How condo financing differs
Conventional loans and project review
With most attached condos, your lender must confirm the project meets Fannie Mae or Freddie Mac standards. Lenders review owner-occupancy, reserve funding, dues delinquency, insurance, and any litigation. If the project does not meet standards, your loan options can change or become more limited. Fannie Mae’s condo project eligibility guidance outlines what lenders check. Build time into your contract for this review.
FHA loans and approvals
FHA financing can work for condos, but the project typically must be FHA approved or qualify for single-unit (spot) approval. You and your lender can check the HUD condo lookup early. Also note that county loan limits shape what price points can use FHA. In La Plata County, the FHA single-unit forward mortgage limit is in the mid-700k range for recent updates, but you should confirm current limits with your lender at application. You can review Colorado FHA lending limits to get oriented.
Issues that slow or derail condo loans
Lenders pay close attention to:
- Low reserve funding or outdated reserve studies.
- High HOA dues delinquency.
- Large or recent special assessments.
- Significant or unresolved litigation.
- Excessive investor or short-term-rental concentration.
These items can trigger extra documentation, exceptions, or a loan denial. Ask your lender to pre-check project eligibility before you lean on a specific loan program.
Due-diligence checklist
Ask your agent to request these items as soon as you make an offer. Review them before you remove your HOA and financing contingencies.
- Recorded declaration/CC&Rs and bylaws. Read the sections on use, rentals, parking, pets, and architectural rules. The Colorado condo statute defines terms like limited common elements, which you will see in the documents.
- Current operating budget, last year actuals, and recent financials. Look for line items that show what your dues cover and how much goes to reserves. CAI has best practices on reserve studies and percent-funded targets.
- The most recent reserve study or funding plan. A missing or very outdated study is a red flag. CAI’s reserve study guidance explains why.
- Board meeting minutes for the last 12 to 24 months. Minutes can reveal planned assessments, major projects, or recurring issues.
- Master insurance declarations and deductibles. Confirm what the association covers versus what you must insure with an HO-6. This HO-6 primer clarifies typical owner responsibilities.

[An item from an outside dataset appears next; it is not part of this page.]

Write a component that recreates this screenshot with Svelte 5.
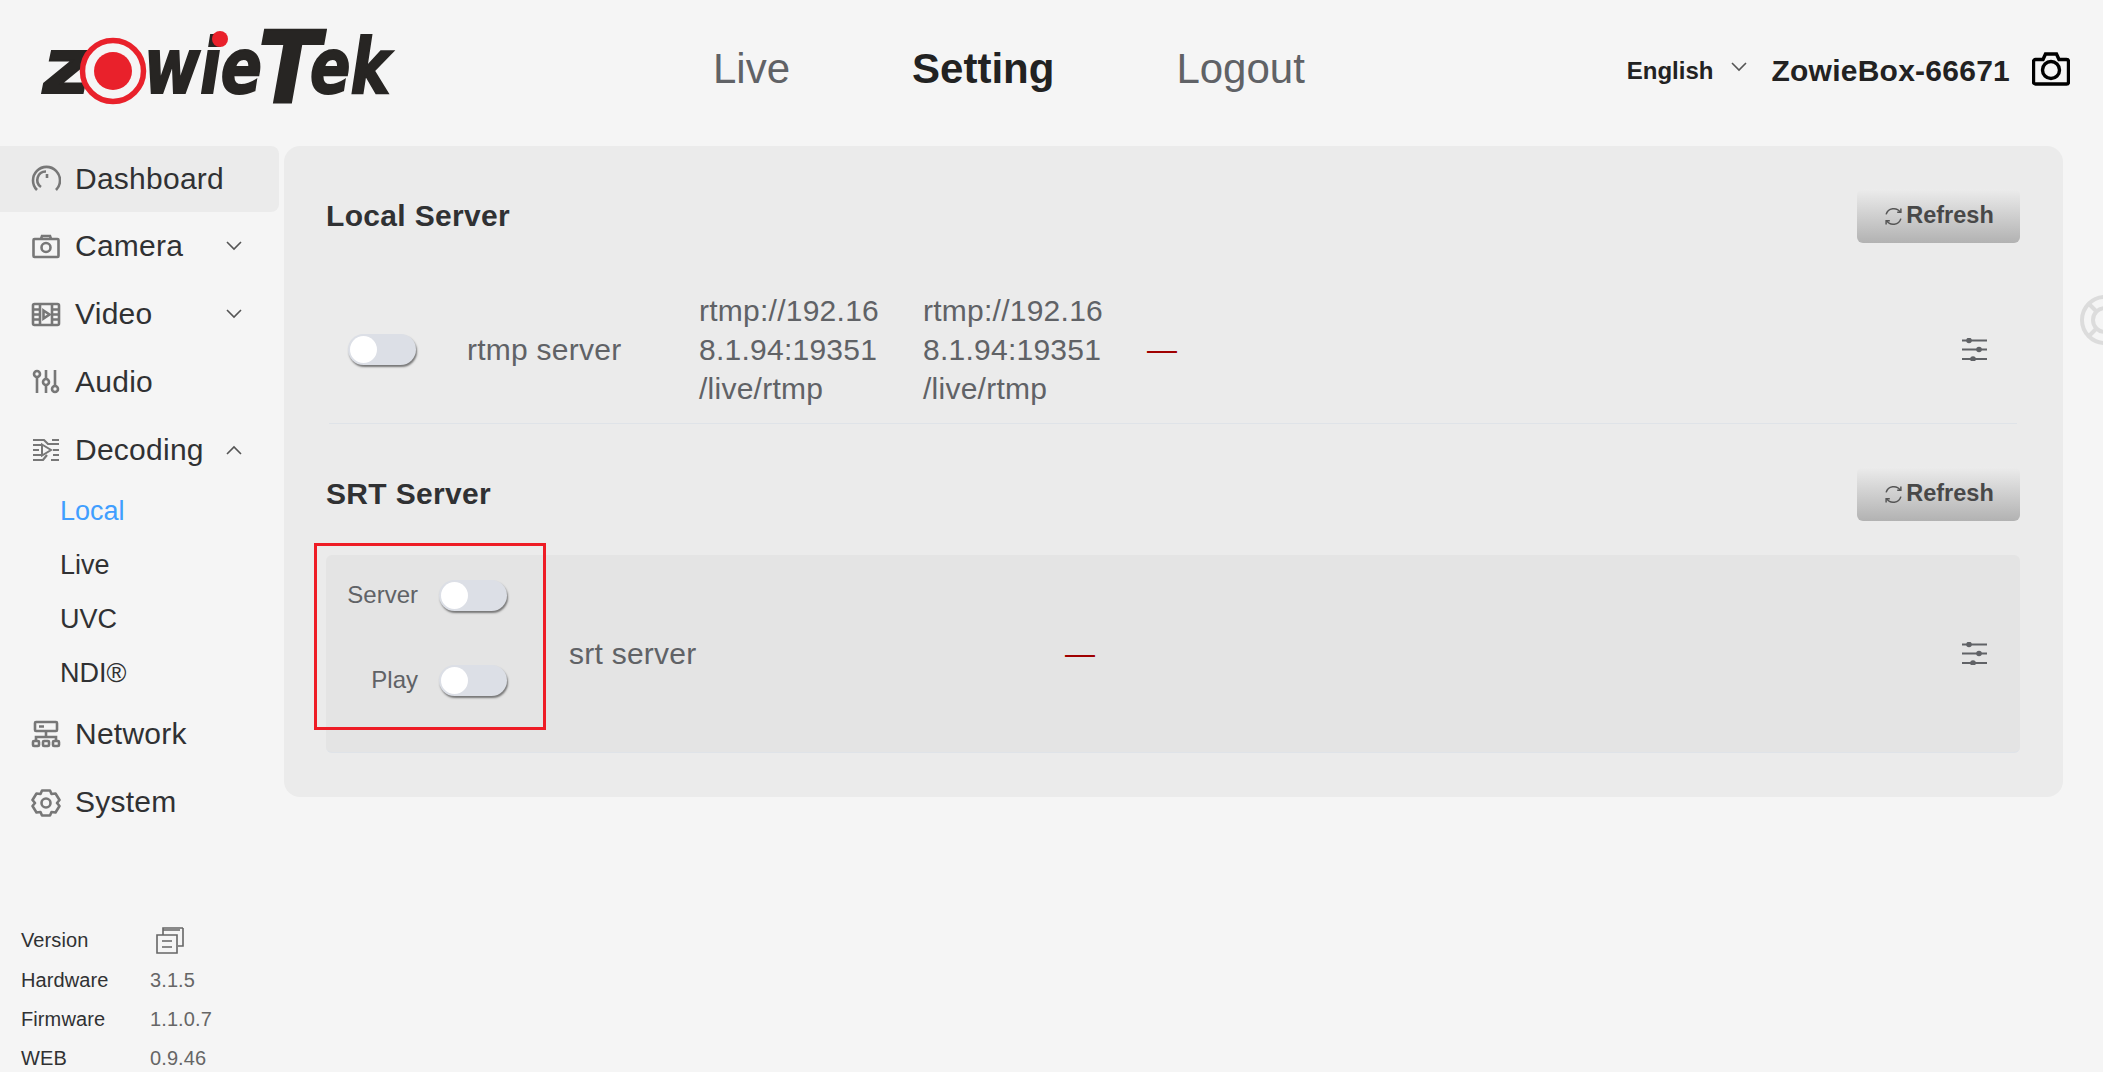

- Statement of unpaid assessments and a delinquency report. Colorado associations provide these on request so buyers can see outstanding balances.
- Rental roster and rules. Note any rental caps, minimum lease terms, or short-term-rental bans. Cross-check with Durango’s vacation rental permit requirements.
- Management contract and recent major project contracts. Understand who signs, the term lengths, and whether costs are locked in.
- Evidence of pending litigation or judgments. Lenders care about this and it can affect eligibility. Fannie Mae’s project eligibility resources outline why.
- Parking and storage descriptions. Verify whether spaces or lockers are deeded or assigned as limited common elements. Ask for the exact pages from the declaration or plat.
Red flags that should slow you down include underfunded reserves, frequent special assessments, high delinquency, or litigation that could impact insurance or budgets. Any of these can affect your monthly costs and your ability to finance or resell.
Timeline tips for first-time buyers
- Pre-offer: Get pre-approved and tell your lender you are shopping condos. Ask the seller to provide the HOA packet and most recent reserve study with your offer, if possible. Lender guidance emphasizes early project checks for a smoother process.
- Under contract: Negotiate a realistic review period for HOA and CC&Rs, often 7 to 14 days. If documents reveal material concerns, use your contingency to renegotiate or cancel.
- Loan process: Confirm your lender has verified project eligibility and included HOA dues, assessments, and your HO-6 in qualifying. This protects you from surprises late in escrow.
Putting it all together
When you understand how HOA dues, parking, pet policies, and financing work together, an in-town Durango condo can be a great first home. The right prep saves time and stress, and the right offer terms protect your budget while you learn the community’s rules. If you want a calm, straight-shooting partner to guide you through documents, timelines, and negotiation, connect with Jeremy Deas for local, boutique-level buyer representation.
Ready to start your condo search? Reach out to Jeremy Deas for a focused plan and on-the-ground guidance.
FAQs
What do HOA fees usually cover in Durango condos?
- Dues often fund exterior and common-area maintenance, master insurance, management, snow removal, and reserves; check the budget and CC&Rs to confirm what is included. CAI explains why healthy reserves matter.
Can I operate a short-term rental in an in-town Durango condo?
- Only if the HOA allows it and you obtain the City of Durango’s Limited Use Permit; permits are typically not transferable at sale and parking/occupancy rules apply. Review the city’s vacation rental requirements.
How does parking typically work for downtown condos?
- You may have deeded or limited common element spaces, assigned stalls, tandem garages, or first-come surface parking. Ask for the declaration and plat pages that show exactly what is tied to your unit under Colorado condo law.
Can I use an FHA loan to buy a Durango condo?
- Yes, if the project is FHA approved or qualifies for single-unit approval. Check HUD’s condo lookup and review Colorado FHA lending limits with your lender to confirm eligibility and price range.
What insurance do I need as a condo owner?
- The association carries a master policy for common areas; you typically need an HO-6 policy for interior finishes, contents, liability, and loss assessment. See this HO-6 overview for specifics to discuss with your agent.
What HOA red flags should I watch for before closing?
- Underfunded reserves, large or recent special assessments, high delinquency, or litigation can affect costs and financing. Lender project-eligibility checklists highlight these concerns.